I've gotten my hands on a CNC mill that uses a Gecko G540 and

I’ve gotten my hands on a CNC mill that uses a Gecko G540 and I would really like to change out the current motion controller for a Smoothieboard. I understand (or think I understand) that the easiest way to accomplish that would be with a parallel shield, but the shield is “coming soon” and not in stock… does anyone know when they’re likely to be back in stock?

The github repo for the shield shows the last activity as being two years ago, so I have a feeling it may not be coming soon to a retailer near me. As it’s open source (hooray!) I could always make my own from the provided source… but it’s so much easier (and usually a bit cheaper) to buy from a commercial source. Is there another source for the shield that I’m not finding, or am I probably doing to be making my own?

It’s usually easy and not too expensive to feed board files to OSH Park.

I take that back, there’s some surface mount parts. You can get the boards easily but getting those parts soldered on might be a challenge if you don’t have such soldering experience.

I’m actually not bad with smd stuff, I even have a hot air reflow gun and some solder paste.

I really do not think the parallel board is what you need. Take a closer look :slight_smile:

you can drive geckos as external drives from a smoothieboard, check the wiki under the cnc section http://smoothieware.org/cnc-mill-guide

This is replacing an existing controller, presumably with that connector. But yeah, it can be wired more directly.
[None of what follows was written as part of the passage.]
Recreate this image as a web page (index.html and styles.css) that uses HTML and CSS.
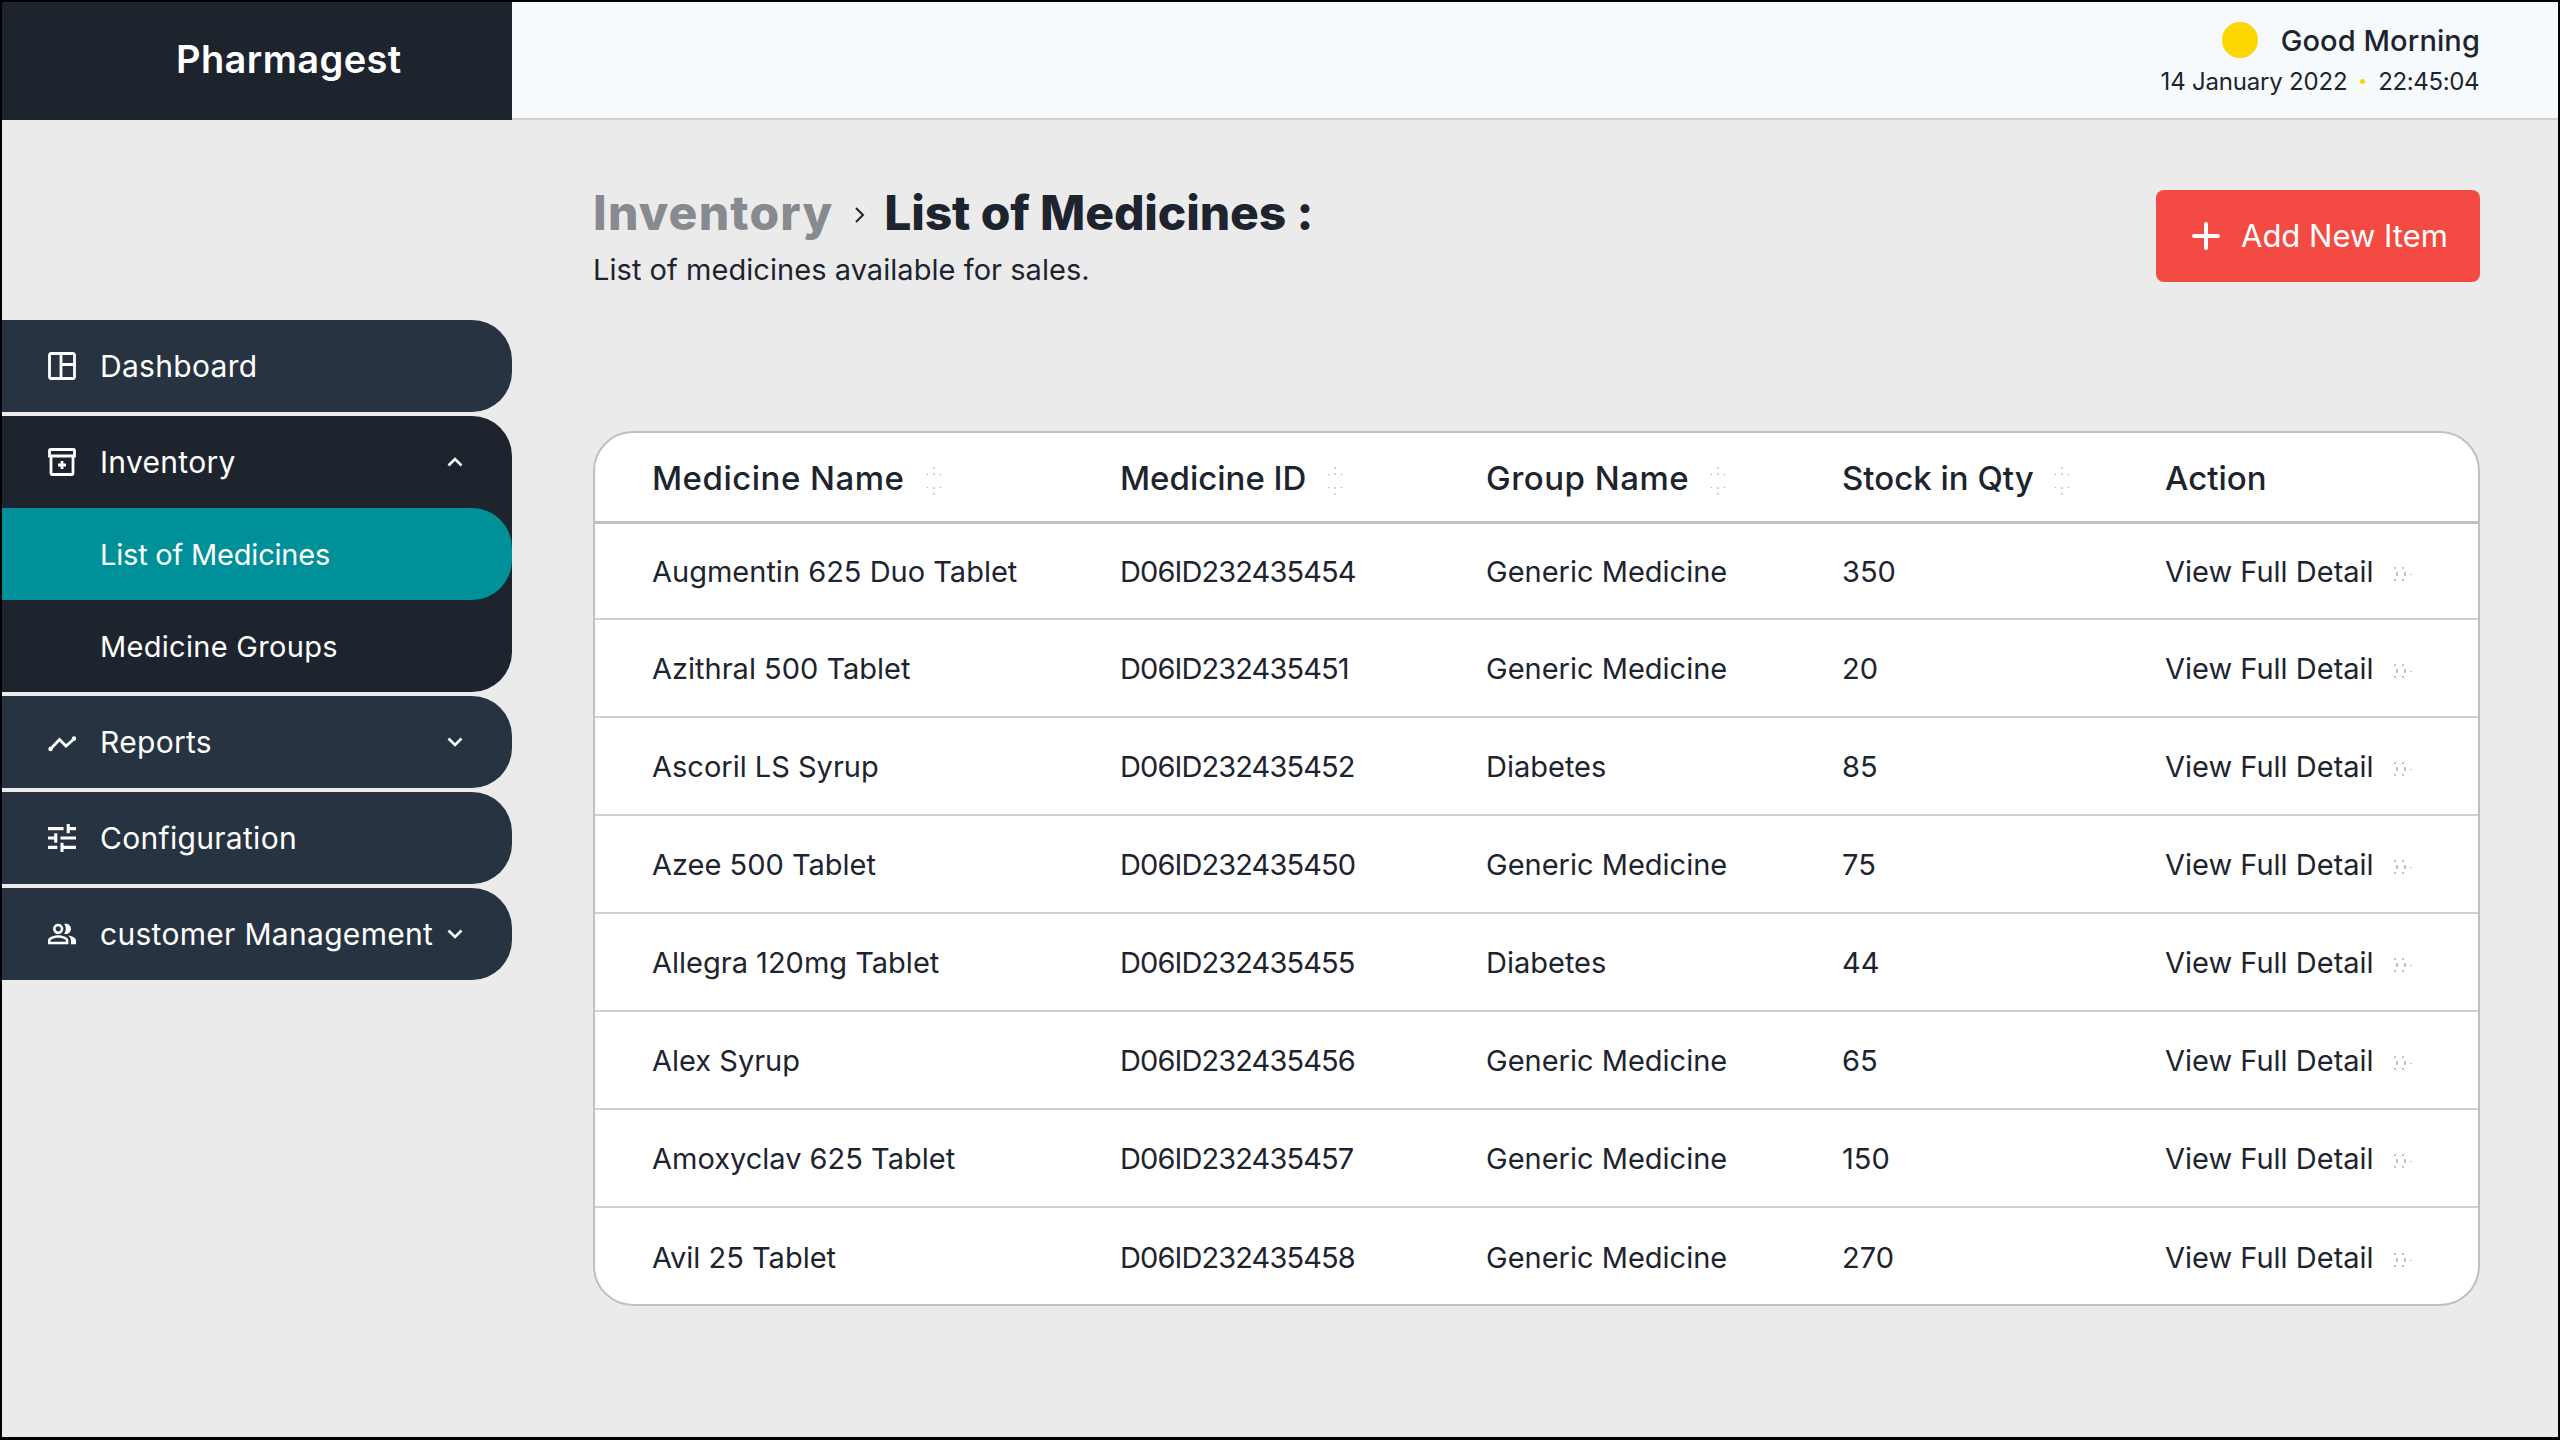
FILE: index.html
```html
<!DOCTYPE html>
<html lang="en">
<head>
    <meta charset="UTF-8">
    <title>Pharmagest | List of Medicines</title>
    <link rel="stylesheet" href="styles.css">
</head>
<body>
    <svg class="sprites" width="0" height="0">
        <symbol id="sort" viewBox="0 0 16 28">
            <path d="M8 0v2M8 6v2M1 8l1-1M15 8l-1-1M1 20l1 1M15 20l-1 1M8 20v2M8 26v2" />
        </symbol>
        <symbol id="eye" viewBox="0 0 18 18">
            <path class="soft" d="M1 2v2M9 2v2M1 14v2M9 14v2M17 9v1" />
            <path d="M3 7v4M11 7v4" />
        </symbol>
        <symbol id="chev-down" viewBox="0 0 16 10">
            <path class="chev" d="M1.500 1.500L8 8l6.500-6.500" />
        </symbol>
    </svg>

    <div class="frame">
        <header class="topbar">
            <div class="brand">Pharmagest</div>
            <div class="greeting">
                <div class="greeting-line">
                    <span class="sun"></span>
                    <span class="greeting-text">Good Morning</span>
                </div>
                <div class="clock">
                    <span class="clock-date">14 January 2022</span>
                    <span class="clock-dot"></span>
                    <span class="clock-time">22:45:04</span>
                </div>
            </div>
        </header>

        <div class="layout">
            <nav class="sidebar">
                <a class="nav-item">
                    <svg class="nav-icon" viewBox="0 0 28 28"><path class="line" d="M3 1.500h22a1.500 1.500 0 0 1 1.500 1.500v22a1.500 1.500 0 0 1-1.500 1.500H3A1.500 1.500 0 0 1 1.500 25V3A1.500 1.500 0 0 1 3 1.500zM13 1.500v25M13 12.500h13.500" /></svg>
                    <span>Dashboard</span>
                </a>
                <div class="nav-group">
                    <a class="nav-item nav-item-open">
                        <svg class="nav-icon" viewBox="0 0 28 28"><path class="line" d="M2.500 1.500h23a1 1 0 0 1 1 1V8h-25V2.500a1 1 0 0 1 1-1zM3 8v17.500a1 1 0 0 0 1 1h20a1 1 0 0 0 1-1V8M14 13v8M10 17h8" /></svg>
                        <span>Inventory</span>
                        <svg class="nav-chev nav-chev-up"><use href="#chev-down" /></svg>
                    </a>
                    <a class="nav-sub nav-sub-active">List of Medicines</a>
                    <a class="nav-sub">Medicine Groups</a>
                </div>
                <a class="nav-item">
                    <svg class="nav-icon" viewBox="0 0 28 28"><path class="line" d="M2.500 21L11.500 11.500L18 18L26 11" /><circle cx="2.500" cy="21" r="2.200" /><circle cx="26" cy="10.500" r="2.200" /></svg>
                    <span>Reports</span>
                    <svg class="nav-chev"><use href="#chev-down" /></svg>
                </a>
                <a class="nav-item">
                    <svg class="nav-icon" viewBox="3 3 18 18"><path d="M3 17v2h6v-2H3zM3 5v2h10V5H3zm10 16v-2h8v-2h-8v-2h-2v6h2zM7 9v2H3v2h4v2h2V9H7zm14 4v-2H11v2h10zm-6-4h2V7h4V5h-4V3h-2v6z" /></svg>
                    <span>Configuration</span>
                </a>
                <a class="nav-item">
                    <svg class="nav-icon" viewBox="1 1.500 22 21"><path d="M16.670 13.130C18.040 14.060 19 15.320 19 17v3h4v-3c0-2.180-3.570-3.470-6.330-3.870zM15 12c2.210 0 4-1.790 4-4s-1.790-4-4-4c-.47 0-.91.100-1.330.240C14.500 5.270 15 6.580 15 8s-.5 2.730-1.330 3.760c.42.140.86.240 1.330.240zM9 12c2.210 0 4-1.790 4-4s-1.790-4-4-4-4 1.790-4 4 1.790 4 4 4zm0-6c1.100 0 2 .9 2 2s-.9 2-2 2-2-.9-2-2 .9-2 2-2zM9 13c-2.670 0-8 1.340-8 4v3h16v-3c0-2.660-5.330-4-8-4zm6 5H3v-.99C3.200 16.290 6.300 15 9 15s5.800 1.290 6 2z" /></svg>
                    <span>customer Management</span>
                    <svg class="nav-chev"><use href="#chev-down" /></svg>
                </a>
            </nav>

            <main class="content">
                <div class="page-head">
                    <div>
                        <h1 class="page-title">
                            <span class="crumb">Inventory</span>
                            <svg class="crumb-arrow" viewBox="0 0 12 18"><path d="M2 2l7 7-7 7" /></svg>
                            <span>List of Medicines :</span>
                        </h1>
                        <p class="page-sub">List of medicines available for sales.</p>
                    </div>
                    <button class="add-btn">
                        <svg class="add-icon" viewBox="0 0 28 28"><path d="M14 2v24M2 14h24" /></svg>
                        <span>Add New Item</span>
                    </button>
                </div>

                <div class="table-card">
                    <table class="med-table">
                        <colgroup>
                            <col class="col-name"><col class="col-id"><col class="col-group"><col class="col-qty"><col>
                        </colgroup>
                        <thead>
                            <tr>
                                <th>Medicine Name <svg class="sort-icon"><use href="#sort" /></svg></th>
                                <th>Medicine ID <svg class="sort-icon"><use href="#sort" /></svg></th>
                                <th>Group Name <svg class="sort-icon"><use href="#sort" /></svg></th>
                                <th>Stock in Qty <svg class="sort-icon"><use href="#sort" /></svg></th>
                                <th>Action</th>
                            </tr>
                        </thead>
                        <tbody>
                            <tr><td>Augmentin 625 Duo Tablet</td><td>D06ID232435454</td><td>Generic Medicine</td><td>350</td><td>View Full Detail <svg class="eye-icon"><use href="#eye" /></svg></td></tr>
                            <tr><td>Azithral 500 Tablet</td><td>D06ID232435451</td><td>Generic Medicine</td><td>20</td><td>View Full Detail <svg class="eye-icon"><use href="#eye" /></svg></td></tr>
                            <tr><td>Ascoril LS Syrup</td><td>D06ID232435452</td><td>Diabetes</td><td>85</td><td>View Full Detail <svg class="eye-icon"><use href="#eye" /></svg></td></tr>
                            <tr><td>Azee 500 Tablet</td><td>D06ID232435450</td><td>Generic Medicine</td><td>75</td><td>View Full Detail <svg class="eye-icon"><use href="#eye" /></svg></td></tr>
                            <tr><td>Allegra 120mg Tablet</td><td>D06ID232435455</td><td>Diabetes</td><td>44</td><td>View Full Detail <svg class="eye-icon"><use href="#eye" /></svg></td></tr>
                            <tr><td>Alex Syrup</td><td>D06ID232435456</td><td>Generic Medicine</td><td>65</td><td>View Full Detail <svg class="eye-icon"><use href="#eye" /></svg></td></tr>
                            <tr><td>Amoxyclav 625 Tablet</td><td>D06ID232435457</td><td>Generic Medicine</td><td>150</td><td>View Full Detail <svg class="eye-icon"><use href="#eye" /></svg></td></tr>
                            <tr><td>Avil 25 Tablet</td><td>D06ID232435458</td><td>Generic Medicine</td><td>270</td><td>View Full Detail <svg class="eye-icon"><use href="#eye" /></svg></td></tr>
                        </tbody>
                    </table>
                </div>
            </main>
        </div>
    </div>
</body>
</html>
```

FILE: styles.css
```css
* {
    margin: 0;
    padding: 0;
    box-sizing: border-box;
    font-family: Inter, "Noto Sans", sans-serif;
}

body {
    width: 2560px;
    height: 1440px;
    overflow: hidden;
    background: #000;
}

.sprites {
    position: absolute;
}

.frame {
    height: 1440px;
    border: 2px solid #000;
    border-bottom-width: 3px;
    background: #ebebeb;
    color: #1d242e;
    display: flex;
    flex-direction: column;
}

/* top bar */
.topbar {
    height: 118px;
    display: flex;
    justify-content: space-between;
    background: #f7fafd;
    border-bottom: 2px solid #cfd0d2;
}

.brand {
    width: 510px;
    height: 118px;
    padding: 0 0 5px 174px;
    display: flex;
    align-items: center;
    background: #1d242e;
    color: #fff;
    font-size: 38px;
    font-weight: 600;
    letter-spacing: 0.4px;
}

.greeting {
    padding: 19px 78px 0 0;
    display: flex;
    flex-direction: column;
    align-items: flex-end;
}

.greeting-line {
    display: flex;
    align-items: center;
    gap: 23px;
    height: 38px;
    font-size: 29px;
    font-weight: 500;
    letter-spacing: 0.1px;
}

.sun {
    width: 36px;
    height: 36px;
    border-radius: 50%;
    background: #fed600;
}

.clock {
    margin-top: 8px;
    padding-right: 1px;
    display: flex;
    align-items: center;
    font-size: 24px;
}

.clock-date {
    letter-spacing: -0.2px;
}

.clock-time {
    letter-spacing: -0.4px;
}

.clock-dot {
    width: 5px;
    height: 5px;
    margin: 0 13px;
    border-radius: 50%;
    background: #fed600;
}

/* sidebar */
.layout {
    flex: 1;
    display: flex;
}

.sidebar {
    width: 510px;
    padding-top: 200px;
    display: flex;
    flex-direction: column;
    gap: 4px;
    flex-shrink: 0;
}

.nav-item,
.nav-sub {
    height: 92px;
    display: flex;
    align-items: center;
    border-radius: 0 40px 40px 0;
    color: #fff;
    font-size: 30px;
    letter-spacing: 0.3px;
}

.nav-item {
    padding: 0 49px 0 46px;
    background: #283342;
}

.nav-group {
    background: #1d242e;
    border-radius: 0 40px 40px 0;
}

.nav-item-open {
    background: transparent;
}

.nav-sub {
    padding-left: 98px;
    font-size: 29px;
}

.nav-sub-active {
    background: #009099;
    letter-spacing: -0.2px;
}

.nav-icon {
    width: 28px;
    height: 28px;
    margin-right: 24px;
    flex-shrink: 0;
    fill: #fff;
}

.nav-icon .line {
    fill: none;
    stroke: #fff;
    stroke-width: 2.800;
}

.nav-chev {
    width: 16px;
    height: 10px;
    margin-left: auto;
}

.nav-chev-up {
    transform: rotate(180deg);
}

.chev {
    fill: none;
    stroke: #fff;
    stroke-width: 2.600;
}

/* page */
.content {
    flex: 1;
    padding: 69px 78px 0 81px;
}

.page-head {
    height: 93px;
    margin-bottom: 149px;
    display: flex;
    justify-content: space-between;
    align-items: flex-start;
}

.page-title {
    display: flex;
    align-items: center;
    gap: 21px;
    height: 46px;
    font-size: 48px;
    font-weight: 800;
    letter-spacing: -0.15px;
}

.crumb {
    color: #878a8e;
    letter-spacing: 1.200px;
}

.crumb-arrow {
    width: 12px;
    height: 18px;
    margin: 5px -3px 0 0;
    fill: none;
    stroke: #1d242e;
    stroke-width: 2;
}

.page-sub {
    margin-top: 17px;
    font-size: 29px;
    letter-spacing: 0.05px;
}

.add-btn {
    width: 324px;
    height: 92px;
    margin-top: 1px;
    padding: 0 0 2px 36px;
    display: flex;
    align-items: center;
    gap: 21px;
    border: none;
    border-radius: 8px;
    background: #f34b43;
    color: #fff;
    font-size: 31px;
}

.add-icon {
    width: 28px;
    height: 28px;
    margin-top: 2px;
    fill: none;
    stroke: #fff;
    stroke-width: 4;
    stroke-linecap: round;
}

/* table */
.table-card {
    height: 875px;
    background: #fff;
    border: 2px solid #bfc0c5;
    border-radius: 40px;
    overflow: hidden;
}

.med-table {
    width: 100%;
    table-layout: fixed;
    border-collapse: separate;
    border-spacing: 0;
}

.col-name { width: 468px; }
.col-id { width: 366px; }
.col-group { width: 356px; }
.col-qty { width: 323px; }

.med-table th,
.med-table td {
    padding-left: 57px;
    text-align: left;
    white-space: nowrap;
}

.med-table th {
    height: 91px;
    padding-top: 2px;
    font-size: 33px;
    font-weight: 500;
    border-bottom: 3px solid #bfc0c5;
}

.med-table th:nth-child(1),
.med-table th:nth-child(3) {
    letter-spacing: 0.5px;
}

.med-table td {
    height: 98px;
    padding-top: 1px;
    font-size: 29px;
    border-bottom: 2px solid #d2d2d4;
}

.med-table tbody tr:first-child td {
    height: 96px;
}

.med-table td:nth-child(2) {
    letter-spacing: -0.9px;
}

.med-table tr:last-child td {
    border-bottom: none;
}

.sort-icon {
    width: 16px;
    height: 28px;
    margin-left: 12px;
    vertical-align: middle;
    fill: none;
    stroke: #b8b8b8;
    stroke-width: 1.200;
}

.eye-icon {
    width: 18px;
    height: 18px;
    margin-left: 12px;
    vertical-align: middle;
    fill: none;
    stroke: #9a9a9a;
    stroke-width: 1.200;
}

.eye-icon .soft {
    stroke: #c9c9c9;
}
```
The Gecko drive basically only needs step and dir inputs, so I could chop up an old parallel cable and wire the appropriate pins as external drivers, but I was under the impression that that’s effectively what the parallel shield does, just a lot more neatly than a chopped up cable.

You really don’t need the parralel shield, just wire the drivers to the Smoothieboard directly and you are good to go, it’s really easy.
Note that we’ve had quite a few reports now about geckos being much more difficult to tune/get to work right than other drivers ( like leadshine and friends ), but I guess if you already have the drivers you can’t do much about that.

Hm… well, the Gecko drive unexpectedly came with the machine. I was actually expecting to have to completely replace the electronics, and had planned to either just use a Smoothieboard or use a Smoothie with the MassMind high powered drivers as external drivers depending on what I went with for steppers. So I’m not opposed to pulling out and selling off the electronics I’ve got now.

The machine itself is very old, from the mid-80s, and I had expected equally old proprietary electronics with geared servo motors but found steppers and modern electronics to my pleasant surprise. It would be nice to just have to swap out the motion controller, but it would also be nice to have it work well, so a full refit may still be in order.

The level shifters on the parallel port adapter might help with the Gecko drives. It shouldn’t be necessary, but Gecko with smoothie seems to be hit or miss. I initially had a hard time but it worked well later. I never did figure out exactly what I did wrong before.

@Jeff_DeMaagd You can wire smoothie’s pins as open-drain, then they can be used as a 5V output, so there is not much need for a level shifter in that situation.

@Arthur_Wolf Do I need to wire in an external pull-up to use Smoothie’s pins as a 5v open-drain? Does configuring with internal pull-up make it 5v or 3.3v out? Can I configure the PWM (laser control) pin as a 5v output? Say, laser_module_pin 2.5^o ? …maybe have to invert it.

I generally find I don’t need any pull-ups, but do have to invert them, so that’d be 2.5o!

Cool - I need an o-scope, to check things out. I just looked over the smoothie schematic… or I think I could use one of the small FETs, just use 5v in for the power side, if I understand it correctly. I need to look at the CPU data sheet.